The comparison rate is a more inclusive way of comparing home loans that factors in not only on the interest rate but also the majority of upfront and ongoing charges that add to the total cost of a home loan.

The rate is calculated using an industry-wide formula based on a $150,000 loan over a 25-year period and includes things like revert rates after an introductory or fixed rate period, application fees and monthly account keeping fees.

In Australia, all lenders are required by law to publish the comparison rate alongside their advertised rate so people can compare products easily.

What is the difference between fixed, variable and split rates?

Fixed rate

A fixed rate home loan is a loan where the interest rate is set for a certain amount of time, usually between one and 15 years. The advantage of a fixed rate is that you know exactly how much your repayments will be for the duration of the fixed term. There are some disadvantages to fixing that you need to be aware of. Some products won’t let you make extra repayments, or offer tools such as an offset account to help you reduce your interest, while others will charge a significant break fee if you decide to terminate the loan before the fixed period finishes.

Variable rate

A variable rate home loan is one where the interest rate can and will change over the course of your loan. The rate is determined by your lender, not the Reserve Bank of Australia, so while the cash rate might go down, your bank may decide not to follow suit, although they do broadly follow market conditions. One of the upsides of variable rates is that they are typically more flexible than their fixed rate counterparts which means that a lot of these products will let you make extra repayments and offer features such as offset accounts.

Split rates home loans

A split loan lets you fix a portion of your loan, and leave the remainder on a variable rate so you get a bet each way on fixed and variable rates. A split loan is a good option for someone who wants the peace of mind that regular repayments can provide but still wants to retain some of the additional features variable loans typically provide such as an offset account. Of course, with most things in life, split loans are still a trade-off. If the variable rate goes down, for example, the lower interest rates will only apply to the section that you didn’t fix.

What is a honeymoon rate and honeymoon period?

Also known as the ‘introductory rate’ or ‘bait rate’, a honeymoon rate is a special low interest rate applied to loans for an initial period to attract more borrowers. The honeymoon period when this lower rate applies usually varies from six months to one year. The rate can be fixed, capped or variable for the first 12 months of the loan. At the end of the term, the loan reverts to the standard variable rate.

What is a standard variable rate (SVR)?

The standard variable rate (SVR) is the interest rate a lender applies to their standard home loan. It is a variable interest rate which is normally used as a benchmark from which they price their other variable rate home loan products.
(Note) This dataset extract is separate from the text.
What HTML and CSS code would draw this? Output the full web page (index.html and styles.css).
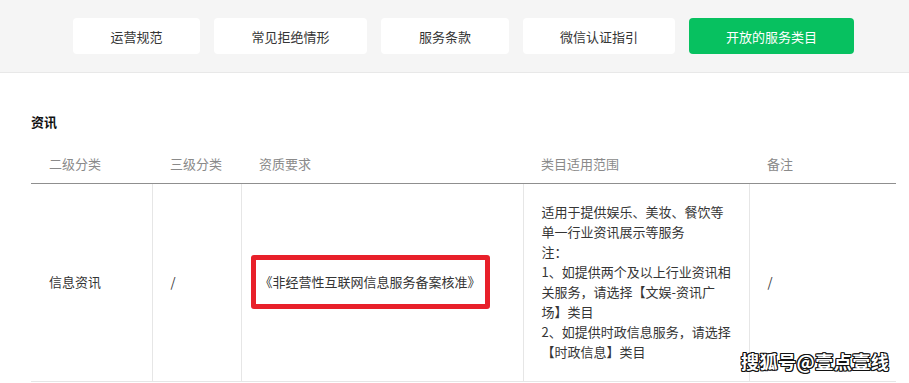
FILE: index.html
```html
<!DOCTYPE html>
<html lang="zh-CN">
<head>
<meta charset="utf-8">
<title>开放的服务类目</title>
<link rel="stylesheet" href="styles.css">
</head>
<body>
<nav class="topbar">
  <a class="tab tab-1">运营规范</a>
  <a class="tab tab-2">常见拒绝情形</a>
  <a class="tab tab-3">服务条款</a>
  <a class="tab tab-4">微信认证指引</a>
  <a class="tab tab-5 active">开放的服务类目</a>
</nav>
<main class="content">
  <h2 class="section-title">资讯</h2>
  <table class="cat-table">
    <colgroup>
      <col class="c1"><col class="c2"><col class="c3"><col class="c4"><col class="c5">
    </colgroup>
    <thead>
      <tr>
        <th>二级分类</th>
        <th>三级分类</th>
        <th>资质要求</th>
        <th>类目适用范围</th>
        <th>备注</th>
      </tr>
    </thead>
    <tbody>
      <tr>
        <td>信息资讯</td>
        <td>/</td>
        <td class="qual"><span class="mark">《非经营性互联网信息服务备案核准》</span></td>
        <td class="scope">适用于提供娱乐、美妆、餐饮等<br>单一行业资讯展示等服务<br>注：<br>1、如提供两个及以上行业资讯相<br>关服务，请选择【文娱-资讯广<br>场】类目<br>2、如提供时政信息服务，请选择<br>【时政信息】类目</td>
        <td>/</td>
      </tr>
    </tbody>
  </table>
</main>
<div class="watermark">搜狐号@壹点壹线</div>
</body>
</html>
```

FILE: styles.css
```css
* { box-sizing: border-box; }

html, body {
  margin: 0;
  padding: 0;
  background: #ffffff;
  font-family: "Noto Sans CJK SC", "Microsoft YaHei", sans-serif;
  font-size: 13px;
  color: #333333;
}

body { position: relative; width: 909px; height: 383px; overflow: hidden; }

.topbar {
  display: flex;
  gap: 14px;
  height: 73px;
  padding: 18px 0 0 73px;
  background: #f5f5f5;
  border-bottom: 1px solid #e8e8e8;
}

.tab {
  display: flex;
  align-items: center;
  justify-content: center;
  height: 36px;
  background: #ffffff;
  border-radius: 4px;
  color: #353535;
  font-size: 13px;
  text-decoration: none;
}
.tab-1 { width: 127px; }
.tab-2 { width: 153px; }
.tab-3 { width: 128px; }
.tab-4 { width: 152px; }
.tab-5 { width: 165px; }
.tab.active { background: #07c160; color: #ffffff; }

.content {
  padding: 39px 0 0 31px;
}

.section-title {
  margin: 0;
  font-size: 13px;
  line-height: 20px;
  font-weight: bold;
  color: #111111;
}

.cat-table {
  margin-top: 12px;
  width: 865px;
  table-layout: fixed;
  border-collapse: collapse;
  font-size: 13px;
  line-height: 20px;
}
.c1 { width: 121px; }
.c2 { width: 89px; }
.c3 { width: 282px; }
.c4 { width: 226px; }
.c5 { width: 147px; }

.cat-table th {
  text-align: left;
  font-weight: normal;
  color: #8a8a8a;
  padding: 10px 18px 9px 18px;
  border-bottom: 1px solid #8f8f8f;
}

.cat-table td {
  padding: 18px 18px 19px 18px;
  vertical-align: middle;
  color: #353535;
  border-bottom: 1px solid #e6e6e6;
}
.cat-table td + td { border-left: 1px solid #e6e6e6; }

.cat-table td.qual { padding-left: 9px; }
.cat-table td.scope { white-space: nowrap; }

.mark {
  display: inline-block;
  padding: 12px 4px;
  border: 5px solid #e8202a;
  border-radius: 3px;
  line-height: 20px;
}

.watermark {
  position: absolute;
  left: 741px;
  top: 349px;
  font-size: 18px;
  line-height: 24px;
  font-weight: bold;
  color: #ffffff;
  letter-spacing: 0.5px;
  text-shadow:
    1px 0 0 #111, -1px 0 0 #111, 0 1px 0 #111, 0 -1px 0 #111,
    1px 1px 0 #111, -1px -1px 0 #111, 1px -1px 0 #111, -1px 1px 0 #111;
}
```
A standard variable rate home loan typically includes most, if not all the features the lender has on offer, such as an offset account, but it often comes with a higher interest rate attached than their most ‘basic’ product on offer (usually referred to as their basic variable rate mortgage).
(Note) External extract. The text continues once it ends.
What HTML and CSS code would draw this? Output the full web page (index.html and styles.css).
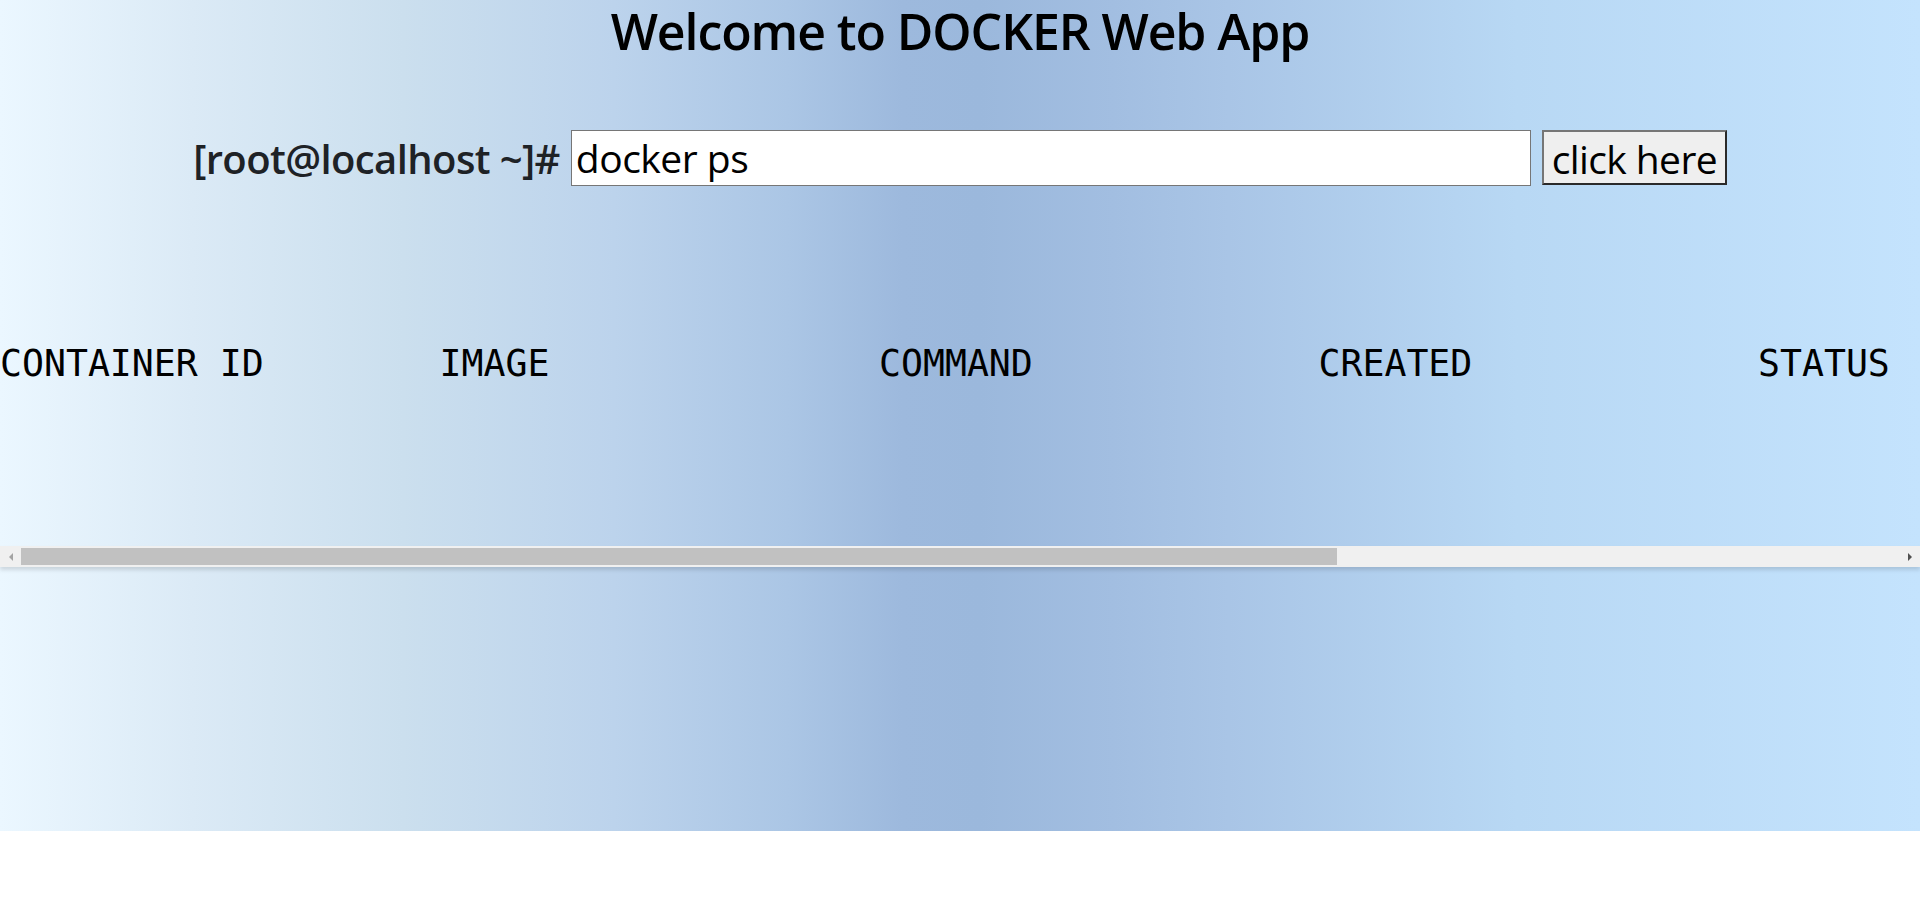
FILE: index.html
```html
<!DOCTYPE html>
<html lang="en">
<head>
<meta charset="utf-8">
<title>DOCKER Web App</title>
<link rel="stylesheet" href="styles.css">
</head>
<body>
<div class="page">
  <h1 class="title">Welcome to DOCKER Web App</h1>
  <form class="cmd-row">
    <label class="prompt" for="cmd">[root@localhost ~]#</label>
    <input class="cmd-input" id="cmd" type="text" value="docker ps">
    <button class="cmd-btn" type="button">click here</button>
  </form>
  <div class="output-box">
    <pre class="output">CONTAINER ID        IMAGE               COMMAND             CREATED             STATUS              PORTS               NAMES</pre>
    <div class="hscroll" aria-hidden="true">
      <span class="sb-btn sb-left"></span>
      <span class="sb-track"><span class="sb-thumb" style="width: 69.9%"></span></span>
      <span class="sb-btn sb-right"></span>
    </div>
  </div>
</div>
</body>
</html>
```

FILE: styles.css
```css
html, body {
  margin: 0;
  padding: 0;
  background: #ffffff;
}

.page {
  min-height: 831px;
  box-sizing: border-box;
  background: linear-gradient(to right,
    #ebf7ff 0%,
    #dbeaf6 10%,
    #cbdfee 21%,
    #bcd3ec 32%,
    #abc6e5 41%,
    #9db9dd 47%,
    #9bb8dc 51%,
    #a2bee1 58%,
    #a9c5e6 64%,
    #b8d8f4 79%,
    #c4e3fd 100%);
  font-family: "Open Sans", "Noto Sans", sans-serif;
  overflow: hidden;
  padding-top: 1px;
}

.title {
  margin: -4px 0 0;
  font-size: 50px;
  line-height: normal;
  font-weight: 600;
  letter-spacing: -1.1px;
  text-align: center;
  color: #000;
}

.cmd-row {
  margin: 65px 0 0;
  display: flex;
  justify-content: center;
  align-items: center;
  gap: 11px;
}

.prompt {
  font-size: 40px;
  font-weight: 600;
  color: #1e2226;
  letter-spacing: -0.6px;
}

.cmd-input {
  box-sizing: border-box;
  width: 960px;
  height: 56px;
  margin: 0;
  padding: 0 4px 2px;
  border: 1px solid #767676;
  background: #fff;
  font-family: "Open Sans", "Noto Sans", sans-serif;
  font-size: 39px;
  color: #000;
  letter-spacing: -0.5px;
  outline: none;
}

.cmd-btn {
  box-sizing: border-box;
  width: 185px;
  height: 55px;
  margin: 0;
  padding: 0 4px 3px;
  border: 2px solid;
  border-color: #767676 #2a2a2a #2a2a2a #767676;
  background: #efefef;
  font-family: "Open Sans", "Noto Sans", sans-serif;
  font-size: 39px;
  color: #000;
  letter-spacing: -0.6px;
  white-space: nowrap;
  align-self: flex-start;
}

.output-box {
  margin-top: 156px;
}

.output {
  margin: 0;
  padding: 0 0 160px;
  font-family: "DejaVu Sans Mono", "Liberation Mono", monospace;
  font-size: 36.5px;
  line-height: 44px;
  color: #000;
  white-space: pre;
  overflow: hidden;
}

.hscroll {
  display: flex;
  height: 21px;
  background: #f0f0f0;
  box-shadow: 0 3px 4px rgba(0, 0, 0, 0.13);
}

.sb-btn {
  flex: 0 0 19px;
  display: flex;
  align-items: center;
  justify-content: center;
}

.sb-btn::before {
  content: "";
  width: 0;
  height: 0;
  border-top: 4px solid transparent;
  border-bottom: 4px solid transparent;
}

.sb-left::before {
  border-right: 4px solid #a3a3a3;
  margin-left: 2px;
}

.sb-right::before {
  border-left: 4px solid #505050;
  margin-right: 1px;
}

.sb-track {
  flex: 1;
  display: flex;
  padding: 2px 0;
  box-sizing: border-box;
}

.sb-thumb {
  display: block;
  height: 100%;
  margin-left: 2px;
  background: #c1c1c1;
}
```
When should I switch home loans?

The answer to this question is dependent on your personal circumstances – there is no best time for refinancing that will apply to everyone.

If you want a lower interest rate but are happy with the other aspects of your loan it may be worth calling your lender to see if you can negotiate a better deal. If you have some equity up your sleeve – at least 20 per cent – and have done your homework to see what other lenders are offering new customers, pick up the phone to your bank and negotiate. If they aren’t prepared to offer you lower rate or fees, then you’ve already done the research, so consider switching.
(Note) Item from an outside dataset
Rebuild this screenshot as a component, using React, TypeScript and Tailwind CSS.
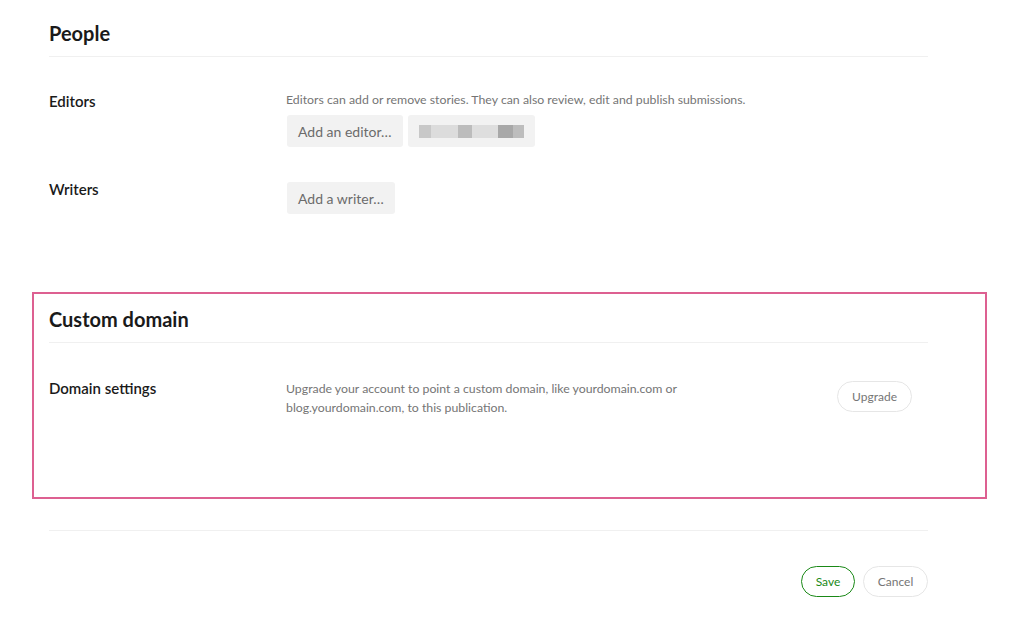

How long should I have my mortgage for?

The standard length of a mortgage is between 25-30 years however they can be as long as 40 years and as few as one. There is a benefit to having a shorter mortgage as the faster you pay off the amount you owe, the less you’ll pay your bank in interest.

Of course, shorter mortgages will require higher monthly payments so plug the numbers into a mortgage calculator to find out how many years you can potentially shave off your budget.

For example monthly repayments on a $500,000 over 25 years with an interest rate of 5% are $2923. On the same loan with the same interest rate over 30 years repayments would be $2684 a month. At first blush, the 30 year mortgage sounds great with significantly lower monthly repayments but remember, stretching your loan out by an extra five years will see you hand over $89,396 in interest repayments to your bank.

Does Australia have no cost refinancing?

No Cost Refinancing is an option available in the US where the lender or broker covers your switching costs, such as appraisal fees and settlement costs. Unfortunately, no cost refinancing isn’t available in Australia.

Can I change jobs while I am applying for a home loan?

Whether you’re a new borrower or you’re refinancing your home loan, many lenders require you to be in a permanent job with the same employer for at least 6 months before applying for a home loan. Different lenders have different requirements. 

If your work situation changes for any reason while you’re applying for a mortgage, this could reduce your chances of successfully completing the process. Contacting the lender as soon as you know your employment situation is changing may allow you to work something out. 

Can I get a home loan if I am on an employment contract?

Some lenders will allow you to apply for a mortgage if you are a contractor or freelancer. However, many lenders prefer you to be in a permanent, ongoing role, because a more stable income means you’re more likely to keep up with your repayments.

If you’re a contractor, freelancer, or are otherwise self-employed, it may still be possible to apply for a low-doc home loan, as these mortgages require less specific proof of income.

Will I have to pay lenders' mortgage insurance twice if I refinance?

If your deposit was less than 20 per cent of your property’s value when you took out your original loan, you may have paid lenders’ mortgage insurance (LMI) to cover the lender against the risk that you may default on your repayments. 

If you refinance to a new home loan, but still don’t have enough deposit and/or equity to provide 20 per cent security, you’ll need to pay for the lender’s LMI a second time. This could potentially add thousands or tens of thousands of dollars in upfront costs to your mortgage, so it’s important to consider whether the financial benefits of refinancing may be worth these costs.